Nordic Fiddlers Bloc, including Kevin Henderson (centre), again proved a class act at the Carnegie Hall in Sandwick on Sunday afternoon. Photo: Dale Smith

KEVIN Henderson’s pan-Scandinavian group Nordic Fiddlers Bloc were joined by Catriona McKay and Chris Stout for a trio of intimate concerts at the weekend.

Carrying on the mantle of his late father Davie Henderson’s “peerie Christmas sprees”, Kevin and bandmates Anders Hall and Olav Luksengard Mielva treated audiences to classy performances at the Shetland Museum in Lerwick on Friday, Muckle Roe Hall on Saturday and then Sandwick’s Carnegie Hall on Sunday afternoon.

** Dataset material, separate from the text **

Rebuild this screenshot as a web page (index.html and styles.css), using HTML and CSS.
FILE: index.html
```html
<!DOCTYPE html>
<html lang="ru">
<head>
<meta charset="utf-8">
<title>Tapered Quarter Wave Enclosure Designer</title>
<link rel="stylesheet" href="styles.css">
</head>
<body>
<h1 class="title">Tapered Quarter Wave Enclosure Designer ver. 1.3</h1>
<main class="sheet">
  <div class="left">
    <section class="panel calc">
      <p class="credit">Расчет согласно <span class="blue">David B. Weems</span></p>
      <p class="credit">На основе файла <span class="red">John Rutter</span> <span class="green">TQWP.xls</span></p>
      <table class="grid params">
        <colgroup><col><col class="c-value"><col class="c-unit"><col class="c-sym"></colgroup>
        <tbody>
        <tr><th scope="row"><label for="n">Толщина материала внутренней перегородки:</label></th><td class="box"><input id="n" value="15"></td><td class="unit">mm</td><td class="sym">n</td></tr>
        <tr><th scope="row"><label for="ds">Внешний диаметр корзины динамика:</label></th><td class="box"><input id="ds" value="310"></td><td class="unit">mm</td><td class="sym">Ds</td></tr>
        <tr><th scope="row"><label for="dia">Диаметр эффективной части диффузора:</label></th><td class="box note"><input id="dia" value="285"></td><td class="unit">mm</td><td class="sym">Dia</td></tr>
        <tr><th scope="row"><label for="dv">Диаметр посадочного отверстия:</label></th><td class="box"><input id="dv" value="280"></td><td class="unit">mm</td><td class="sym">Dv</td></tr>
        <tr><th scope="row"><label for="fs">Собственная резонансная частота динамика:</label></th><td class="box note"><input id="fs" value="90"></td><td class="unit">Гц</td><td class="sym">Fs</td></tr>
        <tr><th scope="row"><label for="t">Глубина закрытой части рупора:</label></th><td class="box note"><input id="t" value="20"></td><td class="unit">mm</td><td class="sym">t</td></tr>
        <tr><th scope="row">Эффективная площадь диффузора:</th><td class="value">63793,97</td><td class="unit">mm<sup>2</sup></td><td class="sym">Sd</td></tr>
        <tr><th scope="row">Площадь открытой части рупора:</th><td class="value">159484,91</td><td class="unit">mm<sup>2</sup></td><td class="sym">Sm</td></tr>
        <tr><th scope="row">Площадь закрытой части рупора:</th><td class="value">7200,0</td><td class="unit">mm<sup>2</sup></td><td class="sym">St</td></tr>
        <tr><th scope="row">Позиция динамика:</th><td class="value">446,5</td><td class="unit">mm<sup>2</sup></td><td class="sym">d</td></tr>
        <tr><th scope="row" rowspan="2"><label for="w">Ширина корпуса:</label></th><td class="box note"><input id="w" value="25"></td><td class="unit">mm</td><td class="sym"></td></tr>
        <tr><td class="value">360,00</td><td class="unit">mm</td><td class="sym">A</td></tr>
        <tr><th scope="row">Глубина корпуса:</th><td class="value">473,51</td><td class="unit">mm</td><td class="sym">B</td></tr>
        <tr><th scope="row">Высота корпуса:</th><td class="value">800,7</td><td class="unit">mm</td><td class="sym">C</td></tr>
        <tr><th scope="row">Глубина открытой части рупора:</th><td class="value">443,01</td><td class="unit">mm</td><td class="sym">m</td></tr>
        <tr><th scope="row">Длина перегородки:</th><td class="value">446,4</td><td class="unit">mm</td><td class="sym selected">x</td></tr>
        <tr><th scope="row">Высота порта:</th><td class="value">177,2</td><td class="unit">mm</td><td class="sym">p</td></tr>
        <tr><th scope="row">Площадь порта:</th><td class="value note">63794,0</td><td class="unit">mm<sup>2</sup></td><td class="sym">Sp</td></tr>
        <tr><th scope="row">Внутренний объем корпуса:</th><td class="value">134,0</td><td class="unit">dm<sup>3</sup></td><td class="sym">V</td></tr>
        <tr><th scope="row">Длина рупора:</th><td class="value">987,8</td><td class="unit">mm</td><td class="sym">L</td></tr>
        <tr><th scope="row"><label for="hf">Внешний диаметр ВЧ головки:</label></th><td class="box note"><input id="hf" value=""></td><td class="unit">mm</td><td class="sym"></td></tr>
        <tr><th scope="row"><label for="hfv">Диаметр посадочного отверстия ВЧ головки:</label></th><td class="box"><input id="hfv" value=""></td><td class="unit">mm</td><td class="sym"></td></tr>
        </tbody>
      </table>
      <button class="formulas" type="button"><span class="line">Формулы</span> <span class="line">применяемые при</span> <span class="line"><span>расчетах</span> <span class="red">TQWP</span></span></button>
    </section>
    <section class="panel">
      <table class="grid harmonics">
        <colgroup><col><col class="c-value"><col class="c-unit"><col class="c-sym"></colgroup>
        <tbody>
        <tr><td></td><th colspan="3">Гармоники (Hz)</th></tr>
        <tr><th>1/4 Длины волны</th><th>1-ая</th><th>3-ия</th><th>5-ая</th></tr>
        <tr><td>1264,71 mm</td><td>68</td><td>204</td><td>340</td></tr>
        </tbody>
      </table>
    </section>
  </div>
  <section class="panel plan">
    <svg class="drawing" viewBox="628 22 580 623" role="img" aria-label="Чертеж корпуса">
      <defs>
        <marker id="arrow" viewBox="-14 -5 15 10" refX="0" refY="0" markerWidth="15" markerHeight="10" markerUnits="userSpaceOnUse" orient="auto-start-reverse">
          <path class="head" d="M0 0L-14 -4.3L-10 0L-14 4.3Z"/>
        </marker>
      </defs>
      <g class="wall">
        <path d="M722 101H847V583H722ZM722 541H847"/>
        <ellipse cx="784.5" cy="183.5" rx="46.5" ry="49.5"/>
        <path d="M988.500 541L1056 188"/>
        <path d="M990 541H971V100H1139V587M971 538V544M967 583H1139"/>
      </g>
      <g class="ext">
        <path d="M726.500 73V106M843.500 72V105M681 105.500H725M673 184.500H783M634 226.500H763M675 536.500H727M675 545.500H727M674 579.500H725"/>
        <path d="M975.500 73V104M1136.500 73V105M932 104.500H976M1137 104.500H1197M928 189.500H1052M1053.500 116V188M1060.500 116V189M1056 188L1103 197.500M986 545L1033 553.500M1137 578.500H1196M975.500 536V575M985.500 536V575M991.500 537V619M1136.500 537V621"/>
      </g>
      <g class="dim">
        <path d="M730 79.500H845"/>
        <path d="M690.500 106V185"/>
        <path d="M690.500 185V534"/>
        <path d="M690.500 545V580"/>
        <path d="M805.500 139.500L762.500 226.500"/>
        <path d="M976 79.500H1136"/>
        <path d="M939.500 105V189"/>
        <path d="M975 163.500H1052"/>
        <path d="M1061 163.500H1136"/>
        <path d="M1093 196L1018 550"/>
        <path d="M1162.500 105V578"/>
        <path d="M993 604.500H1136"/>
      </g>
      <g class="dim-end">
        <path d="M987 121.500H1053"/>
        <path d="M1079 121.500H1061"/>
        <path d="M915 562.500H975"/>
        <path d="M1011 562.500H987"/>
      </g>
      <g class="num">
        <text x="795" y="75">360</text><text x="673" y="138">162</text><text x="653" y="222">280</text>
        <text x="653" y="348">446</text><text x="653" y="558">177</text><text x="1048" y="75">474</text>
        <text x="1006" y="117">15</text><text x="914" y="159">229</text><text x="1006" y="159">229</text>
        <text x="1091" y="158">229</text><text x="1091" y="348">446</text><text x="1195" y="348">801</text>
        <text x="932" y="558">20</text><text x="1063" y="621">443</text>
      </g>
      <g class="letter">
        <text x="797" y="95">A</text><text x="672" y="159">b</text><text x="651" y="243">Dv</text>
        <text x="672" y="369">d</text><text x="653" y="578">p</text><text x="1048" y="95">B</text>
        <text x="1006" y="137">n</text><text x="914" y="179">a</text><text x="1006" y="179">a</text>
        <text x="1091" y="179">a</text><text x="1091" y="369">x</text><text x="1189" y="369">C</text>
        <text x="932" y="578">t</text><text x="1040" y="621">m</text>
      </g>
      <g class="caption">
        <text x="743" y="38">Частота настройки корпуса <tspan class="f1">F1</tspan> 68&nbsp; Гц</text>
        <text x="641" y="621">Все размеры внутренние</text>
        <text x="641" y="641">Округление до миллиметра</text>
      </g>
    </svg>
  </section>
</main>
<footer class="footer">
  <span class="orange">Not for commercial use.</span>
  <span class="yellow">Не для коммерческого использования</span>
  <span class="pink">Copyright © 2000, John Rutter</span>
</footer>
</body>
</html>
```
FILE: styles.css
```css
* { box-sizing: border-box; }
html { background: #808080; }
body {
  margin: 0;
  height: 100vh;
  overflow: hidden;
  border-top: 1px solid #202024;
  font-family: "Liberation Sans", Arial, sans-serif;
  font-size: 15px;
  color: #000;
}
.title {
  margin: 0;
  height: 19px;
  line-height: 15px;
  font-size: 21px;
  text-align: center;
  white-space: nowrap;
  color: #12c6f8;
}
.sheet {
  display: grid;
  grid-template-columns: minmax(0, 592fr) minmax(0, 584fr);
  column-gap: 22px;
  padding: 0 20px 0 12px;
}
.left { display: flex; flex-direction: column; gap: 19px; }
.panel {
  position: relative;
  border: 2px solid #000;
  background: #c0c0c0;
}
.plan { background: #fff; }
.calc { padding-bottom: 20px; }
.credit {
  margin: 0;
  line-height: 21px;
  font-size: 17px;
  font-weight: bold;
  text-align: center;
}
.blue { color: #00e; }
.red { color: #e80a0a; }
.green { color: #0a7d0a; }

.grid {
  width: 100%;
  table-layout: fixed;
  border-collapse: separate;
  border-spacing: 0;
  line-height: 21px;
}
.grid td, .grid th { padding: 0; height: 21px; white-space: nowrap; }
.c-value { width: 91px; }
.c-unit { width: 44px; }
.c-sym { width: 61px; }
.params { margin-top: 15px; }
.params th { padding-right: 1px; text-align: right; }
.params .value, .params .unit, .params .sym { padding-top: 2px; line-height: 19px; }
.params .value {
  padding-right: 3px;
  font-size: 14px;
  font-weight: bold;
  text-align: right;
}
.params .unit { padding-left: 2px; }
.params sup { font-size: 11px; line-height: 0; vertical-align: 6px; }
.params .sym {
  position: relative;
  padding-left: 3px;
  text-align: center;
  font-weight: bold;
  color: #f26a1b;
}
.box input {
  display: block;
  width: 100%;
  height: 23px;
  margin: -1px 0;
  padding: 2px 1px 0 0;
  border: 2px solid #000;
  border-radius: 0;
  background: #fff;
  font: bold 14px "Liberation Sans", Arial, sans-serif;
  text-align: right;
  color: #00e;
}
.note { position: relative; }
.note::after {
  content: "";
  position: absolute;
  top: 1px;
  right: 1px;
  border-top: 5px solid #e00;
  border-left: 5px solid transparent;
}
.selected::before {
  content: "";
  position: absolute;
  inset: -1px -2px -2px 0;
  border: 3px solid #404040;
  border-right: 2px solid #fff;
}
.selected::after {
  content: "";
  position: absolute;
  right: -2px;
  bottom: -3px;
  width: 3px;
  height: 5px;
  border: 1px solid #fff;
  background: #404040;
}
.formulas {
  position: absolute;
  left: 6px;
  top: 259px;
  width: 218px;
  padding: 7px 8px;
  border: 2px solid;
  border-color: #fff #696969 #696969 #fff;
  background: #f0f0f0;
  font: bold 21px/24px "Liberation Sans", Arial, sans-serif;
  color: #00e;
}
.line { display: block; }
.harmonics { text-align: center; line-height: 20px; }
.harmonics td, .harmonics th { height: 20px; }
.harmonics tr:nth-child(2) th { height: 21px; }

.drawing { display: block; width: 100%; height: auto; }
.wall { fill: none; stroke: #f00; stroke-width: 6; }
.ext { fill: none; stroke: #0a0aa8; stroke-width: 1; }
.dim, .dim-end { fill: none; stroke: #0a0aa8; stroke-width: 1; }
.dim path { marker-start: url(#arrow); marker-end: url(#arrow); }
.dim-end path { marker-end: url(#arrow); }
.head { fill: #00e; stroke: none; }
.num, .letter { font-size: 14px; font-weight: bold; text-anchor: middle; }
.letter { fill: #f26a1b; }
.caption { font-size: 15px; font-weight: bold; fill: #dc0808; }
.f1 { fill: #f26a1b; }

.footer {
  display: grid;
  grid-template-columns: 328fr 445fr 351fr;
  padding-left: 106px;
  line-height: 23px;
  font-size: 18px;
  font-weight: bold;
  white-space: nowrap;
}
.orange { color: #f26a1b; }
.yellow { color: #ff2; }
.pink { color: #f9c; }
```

The latter saw the trio glide through an hour’s worth of consummately-played tunes drawn from Shetland, Sweden and Norway.

While Nordic Fiddlers Bloc, who released their second album Deliverance earlier in 2016, consists of three fiddles, the use of harmonies and bass lines makes for a rich, varied sound.There was time, too, to dedicate a set of tunes to one budding young fiddler who had enthusiastically attended all three shows: Ross Couper.

Harp-and-fiddle duo McKay and Stout had earlier delivered an innovative, imaginative set rooted in traditional music and frequently straying into classical territory.

McKay’s elegant, endlessly adaptable playing provides a perfect foil for Stout’s arresting dramatic flourishes and lump-in-the-throat slow airs.

And with all five musicians joining forces for the closing set, it proved the perfect way to brighten up a dreich Sunday afternoon in December.